Halloween is almost over, so I should finish up, go downstairs, blow out the pumpkins, feed the cats. If the internet is an accurate reflection, this particular story of masks and faces appears to be almost totally obscure despite being in the public domain, but I don't think it deserves it. It has character faces, good double-talk, and some bits of business which I hope to God were improvised, because I can't imagine anyone scripting the scene in which Kid Slug, in the background of some other characters' conversation, can be seen placidly and without comment shaving off his arm hair. Somehow I just noticed that Ulmer has co-directing credit on Peretz Hirshbein's Green Fields (גרינע פעלדער‎, 1937), so I suppose I'll have to follow him into Yiddish film next. This carnival brought to you by my creative backers at Patreon.

1. I keep trying to describe this movie to people and I always just end up linking its musical numbers, because the plot really doesn't matter and any attempt to synopsize it will end up getting bogged down in watermelon-throwing, harmonica-playing, and the distressingly catchy Red-baiting of the collegiate glee club that convinces Elisha Cook, Jr. to throw a brick through a bank window. Kelly gets second billing as the wife of the football coach played by Jack Haley, whose no-name agricultural college team has just been accidentally invited to play Yale. Let it surprise no one that she knows more about the game than her husband does.

2. If nothing else, I do not regret this movie because it gave me the sight of Patsy Kelly smoking a cigarette in near-full plate armor; she strikes the match on her breastplate. "Be careful," Lambie scolds her, "you'll scratch up the chassis!" Kid Slug gives her the nicest compliment he can think of: "The way you look now, any junk dealer in town'd give you twenty-five dollars, right on the hoof."

3. My Son, the Hero was filmed in December 1942 and the wartime setting comes out in some interesting touches.

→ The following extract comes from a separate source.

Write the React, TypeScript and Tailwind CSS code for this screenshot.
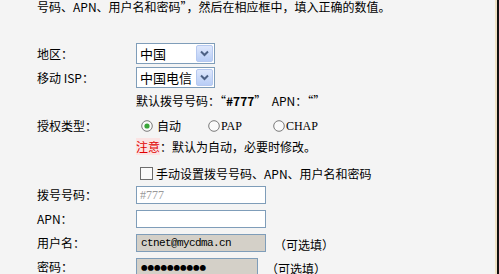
import React from 'react';

const font = { fontFamily: '"Noto Sans CJK SC", "Liberation Sans", sans-serif' };

const Chevron: React.FC = () => (
  <div className="w-[17px] h-[17px] mr-[1px] shrink-0 flex items-center justify-center rounded-[2px] border border-[#b6c9f0] bg-gradient-to-b from-[#dfe8fc] to-[#b8cdf6]">
    <svg width="9" height="7" viewBox="0 0 9 7">
      <path d="M1 1.5 L4.5 5 L8 1.5" fill="none" stroke="#4d6185" strokeWidth="2" />
    </svg>
  </div>
);

const Select: React.FC<{ value: string }> = ({ value }) => (
  <div className="w-[79px] h-[21px] border border-[#7f9db9] bg-white flex items-center justify-between pl-[3px]">
    <span className="text-[13px] leading-none text-black whitespace-nowrap">{value}</span>
    <Chevron />
  </div>
);

const Radio: React.FC<{ checked?: boolean }> = ({ checked }) => (
  <svg width="12" height="12" viewBox="0 0 12 12" className="shrink-0">
    <circle cx="6" cy="6" r="5.3" fill="#fafafa" stroke="#7a7a7a" strokeWidth="1" />
    {checked && <circle cx="6" cy="6" r="2.6" fill="#3aa53a" />}
  </svg>
);

const Row: React.FC<{ label?: string; h: string; children?: React.ReactNode }> = ({ label, h, children }) => (
  <div className={`flex items-center ${h}`}>
    <div className="w-[99px] shrink-0 text-[12px] text-black whitespace-nowrap">{label}</div>
    <div className="flex items-center">{children}</div>
  </div>
);

const Optional: React.FC = () => <span className="text-[12px] text-black">（可选填）</span>;

export default function App() {
  return (
    <div className="w-[499px] h-[274px] flex overflow-hidden" style={font}>
      <div className="flex-1 bg-[#f4f4f4] pl-[37px]">
        <div className="h-[15px] text-[12px] leading-[14px] text-black whitespace-nowrap">
          号码、APN、用户名和密码”，然后在相应框中，填入正确的数值。
        </div>

        <div className="h-[28px]" />

        <Row label="地区：" h="h-[21px]">
          <Select value="中国" />
        </Row>
        <div className="h-[3px]" />
        <Row label="移动 ISP：" h="h-[21px]">
          <Select value="中国电信" />
        </Row>

        <Row h="h-[26px]">
          <span className="text-[12px] text-black">
            默认拨号号码：“<b className="font-bold">#777</b>”&nbsp;&nbsp;APN：“”
          </span>
        </Row>

        <Row label="授权类型：" h="h-[24px]">
          <div className="flex items-center text-[12px] text-black">
            <span className="ml-[5px]"><Radio checked /></span>
            <span className="ml-[4px]">自动</span>
            <span className="ml-[27px]"><Radio /></span>
            <span className="ml-[1px] font-['Liberation_Serif'] text-[12px]">PAP</span>
            <span className="ml-[31px]"><Radio /></span>
            <span className="ml-[1px] font-['Liberation_Serif'] text-[12px]">CHAP</span>
          </div>
        </Row>

        <Row h="h-[17px]">
          <span className="text-[12px] text-black">
            <span className="text-[#e00000] bg-[#fbe3e3]">注意</span>：默认为自动，必要时修改。
          </span>
        </Row>

        <div className="h-[6px]" />
        <Row h="h-[25px]">
          <div className="flex items-center ml-[4px]">
            <div className="w-[13px] h-[13px] border border-[#6d6d6d] bg-[#fafafa]" />
            <span className="ml-[3px] text-[12px] text-black">手动设置拨号号码、APN、用户名和密码</span>
          </div>
        </Row>

        <Row label="拨号号码：" h="h-[18px]">
          <div className="w-[130px] h-[18px] border border-[#7f9db9] bg-white flex items-center pl-[3px] text-[12px] text-[#999] font-['Liberation_Serif']">
            #777
          </div>
        </Row>
        <div className="h-[6px]" />
        <Row label="APN：" h="h-[18px]">
          <div className="w-[130px] h-[18px] border border-[#7f9db9] bg-white" />
        </Row>
        <div className="h-[6px]" />
        <Row label="用户名：" h="h-[18px]">
          <div className="w-[130px] h-[18px] border border-[#7f9db9] bg-[#d4d0c8] flex items-center pl-[4px] text-[11px] tracking-[-0.6px] text-black font-['Liberation_Mono']">
            ctnet@mycdma.cn
          </div>
          <span className="ml-[8px]"><Optional /></span>
        </Row>
        <div className="h-[6px]" />
        <Row label="密码：" h="h-[18px]">
          <div className="w-[122px] h-[18px] border border-[#7f9db9] bg-[#d4d0c8] flex items-center pl-[4px] text-[6.5px] leading-none text-black whitespace-nowrap">
            ●●●●●●●●●●
          </div>
          <span className="ml-[8px]"><Optional /></span>
        </Row>
      </div>
      <div className="w-[2px] bg-[#efe2c4]" />
      <div className="w-[2px] bg-[#111]" />
    </div>
  );
}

Early on, Kid Slug protests sharing a couch with an "enemy alien," at which Tony rounds on him furiously: "You see? Every time I do something he does not like, he calls me enemy aliens! Look here. I come here in this country 1929 with Primo Carnera. I stay in this country. I love America. I hate Benny Deluxe!" The mission for which Michael won his medal is not named directly at first, but it's the Doolittle Raid—when asked how he got to Tokyo, he says with the air of an in-joke, "It's no secret at all. We left from and returned to—Shangri-La." In hindsight the title should be read with a little tongue in cheek; nobody even needs to drop a hat to start Big Time kvelling over his son, but he can't shake the feeling that the kid may have gone just a little overboard. "All my life I've been writing to Michael asking him to be a right guy so I could be proud of him. And the kid believes me! He turns into a hero!"

[identity profile] heliopausa.livejournal.com 2016-11-01 12:39 pm (UTC)(link)
Interesting! Thanks for this; you inspired me to find it on the internet and I watched it this evening. It was pretty ramshackle as a film, for sure, but it felt as if everyone involved was enjoying playing along, whether it was ad lib or no.
Were Italians actually interned as enemy aliens during WW2 in the US?

(The Doolittle Raid is named, by the way - at least, the woman who donates the two thousand dollars says "You were with Doolittle over Tokyo" and the hero replies "We had a very nice trip".)

[identity profile] asakiyume.livejournal.com 2016-11-02 12:05 pm (UTC)(link)
The kids know they're loved; the adults know they've done good. Nobody's fooling anybody about the things that really matter. Aww! It sounds very fun, and even the very low production values sound like part of the charm--like the film itself is in on the charade/trying to pull a fast one.